Like peaks, lakes, and wildflowers? You'll love this Rockies classic in White River National Forest.

KEY SKILL: Photograph iconic peaks

The Maroon Bells are unofficially known as “the most-photographed mountains in Colorado”—with good reason. How can anyone resist a shot of the Bells reflected in an alpine lake? But make your pics stand out from the Flickr pack with these tips from two local reader-photographers: Randy Van Winkle and Steven Goff (right).

Hike farther Most daytrippers drive to Maroon Lake and immediately start snapping; for a different perspective, keep your camera stowed until you reach Crater Lake, 1.8 miles up the trail. Bonus: You won’t have to dodge crowds to get your shot. Van Winkle found the ideal composition from a vantage point on the lake’s northeast side.

Check the weather For the most dramatic shot, says Goff, wait for a day when the peaks rise above low-hanging clouds. You’ll also want calm weather so wind doesn’t disturb the lake’s glassy surface. Hedge your bets by shooting from a sheltered spot along the shore: “A small inlet or cove will give you a better chance at a perfect reflection,” says Van Winkle.

Rise earlier The east-facing Fourteeners pop most vividly within 20 minutes of sunrise. “The morning light on the walls of the Bells is crazy,” says Goff.

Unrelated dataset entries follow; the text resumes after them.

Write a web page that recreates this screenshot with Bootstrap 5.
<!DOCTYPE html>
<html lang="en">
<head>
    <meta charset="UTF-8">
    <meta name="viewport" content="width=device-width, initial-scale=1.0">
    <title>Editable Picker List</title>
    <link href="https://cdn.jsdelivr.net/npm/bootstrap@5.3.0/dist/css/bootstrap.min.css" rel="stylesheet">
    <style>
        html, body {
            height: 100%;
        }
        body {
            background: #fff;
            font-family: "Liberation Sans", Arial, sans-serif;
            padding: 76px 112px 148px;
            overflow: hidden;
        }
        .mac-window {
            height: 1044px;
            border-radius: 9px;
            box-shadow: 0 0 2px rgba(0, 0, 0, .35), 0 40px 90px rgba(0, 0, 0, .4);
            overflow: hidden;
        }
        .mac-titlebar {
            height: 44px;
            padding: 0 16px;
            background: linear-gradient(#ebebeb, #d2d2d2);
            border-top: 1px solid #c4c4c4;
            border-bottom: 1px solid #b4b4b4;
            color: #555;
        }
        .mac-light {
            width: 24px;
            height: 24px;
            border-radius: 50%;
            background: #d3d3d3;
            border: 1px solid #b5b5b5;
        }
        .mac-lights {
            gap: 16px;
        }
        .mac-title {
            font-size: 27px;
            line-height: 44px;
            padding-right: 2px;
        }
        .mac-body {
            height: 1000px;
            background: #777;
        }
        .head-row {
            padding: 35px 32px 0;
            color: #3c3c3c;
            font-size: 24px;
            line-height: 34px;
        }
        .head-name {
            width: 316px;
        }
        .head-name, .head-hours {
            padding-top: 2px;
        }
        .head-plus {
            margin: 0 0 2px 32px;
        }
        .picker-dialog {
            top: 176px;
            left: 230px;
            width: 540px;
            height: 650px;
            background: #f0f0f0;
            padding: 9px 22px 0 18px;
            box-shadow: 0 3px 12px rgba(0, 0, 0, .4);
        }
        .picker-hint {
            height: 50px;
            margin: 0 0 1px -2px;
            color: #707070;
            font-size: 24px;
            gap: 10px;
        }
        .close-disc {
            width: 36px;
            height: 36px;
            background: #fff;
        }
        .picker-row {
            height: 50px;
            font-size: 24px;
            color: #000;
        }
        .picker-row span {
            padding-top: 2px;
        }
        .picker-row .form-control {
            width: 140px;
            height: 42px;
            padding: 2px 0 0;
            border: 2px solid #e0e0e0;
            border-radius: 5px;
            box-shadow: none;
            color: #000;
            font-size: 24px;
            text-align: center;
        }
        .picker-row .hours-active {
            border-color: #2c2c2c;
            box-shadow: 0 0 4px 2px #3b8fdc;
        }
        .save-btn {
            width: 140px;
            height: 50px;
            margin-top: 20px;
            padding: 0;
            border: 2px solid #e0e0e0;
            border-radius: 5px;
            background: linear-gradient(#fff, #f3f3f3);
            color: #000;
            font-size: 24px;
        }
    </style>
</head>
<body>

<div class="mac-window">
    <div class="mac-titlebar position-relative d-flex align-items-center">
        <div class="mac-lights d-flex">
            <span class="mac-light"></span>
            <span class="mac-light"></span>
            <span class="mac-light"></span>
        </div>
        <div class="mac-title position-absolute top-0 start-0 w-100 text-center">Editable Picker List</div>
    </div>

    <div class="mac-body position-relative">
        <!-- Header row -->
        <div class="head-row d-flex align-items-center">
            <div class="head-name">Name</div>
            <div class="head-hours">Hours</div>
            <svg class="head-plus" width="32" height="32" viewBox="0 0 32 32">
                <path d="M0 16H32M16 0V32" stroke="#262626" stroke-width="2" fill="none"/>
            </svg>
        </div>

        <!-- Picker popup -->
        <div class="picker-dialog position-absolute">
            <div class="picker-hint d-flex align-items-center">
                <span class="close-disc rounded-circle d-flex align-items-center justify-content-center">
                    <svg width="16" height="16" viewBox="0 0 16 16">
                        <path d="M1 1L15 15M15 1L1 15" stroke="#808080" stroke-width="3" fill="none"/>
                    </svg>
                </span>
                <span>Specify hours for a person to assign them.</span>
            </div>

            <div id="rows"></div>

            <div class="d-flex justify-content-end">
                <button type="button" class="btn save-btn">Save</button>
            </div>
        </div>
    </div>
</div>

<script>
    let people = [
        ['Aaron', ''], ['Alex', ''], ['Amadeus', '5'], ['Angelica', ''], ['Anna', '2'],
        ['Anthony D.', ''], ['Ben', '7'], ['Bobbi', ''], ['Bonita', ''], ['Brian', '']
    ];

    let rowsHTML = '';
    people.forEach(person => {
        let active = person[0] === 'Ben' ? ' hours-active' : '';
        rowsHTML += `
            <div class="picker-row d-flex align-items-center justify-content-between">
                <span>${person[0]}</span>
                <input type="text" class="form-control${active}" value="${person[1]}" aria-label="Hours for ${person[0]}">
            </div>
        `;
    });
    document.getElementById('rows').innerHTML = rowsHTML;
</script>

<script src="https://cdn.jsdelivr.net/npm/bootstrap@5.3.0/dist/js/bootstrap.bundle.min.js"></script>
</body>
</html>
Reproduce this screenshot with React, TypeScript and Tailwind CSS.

Dawn also offers a good chance of calm weather—when the water is most likely to be smooth.

Get equipped Tote a lightweight Manfrotto M-Y Micro carbon-fiber tripod ($106, for low-light photos at dawn or dusk; add a graduated neutral density filter to balance bright skies.

For the most flowers-per-square-inch, Goff favors the 11-mile (one-way) West Maroon Trail from Aspen to Crested Butte. From Hasley Basin, continue south along West Maroon instead of turning to complete the Four Pass Loop. In late July, you’ll pass fields of elbow-tickling blooms, including larkspur, columbine, aster, sky pilot, and lupine, as you trace the East Fork of the Crystal River. End at Schofield Park, 14 miles from town.
Shuttle:, $15

Nearby Conundrum Hot Springs and its muscle-soothing 100°F waters are no secret, but time it right and it can feel like you’re the first human to lay eyes on the swimming-pool-size spas underneath 14,279 foot Castle Peak. Hike in nine miles on Conundrum Creek Trail midweek during fall or winter snows for the best shot at enjoying solo soul-warming bliss at 11,200-feet. The strenuous ski route is only for the “very fit and very determined,” warns Aspen’s Tess Weaver. “But if you put in the work to get there, you’ll have these amazing hot springs to yourself.”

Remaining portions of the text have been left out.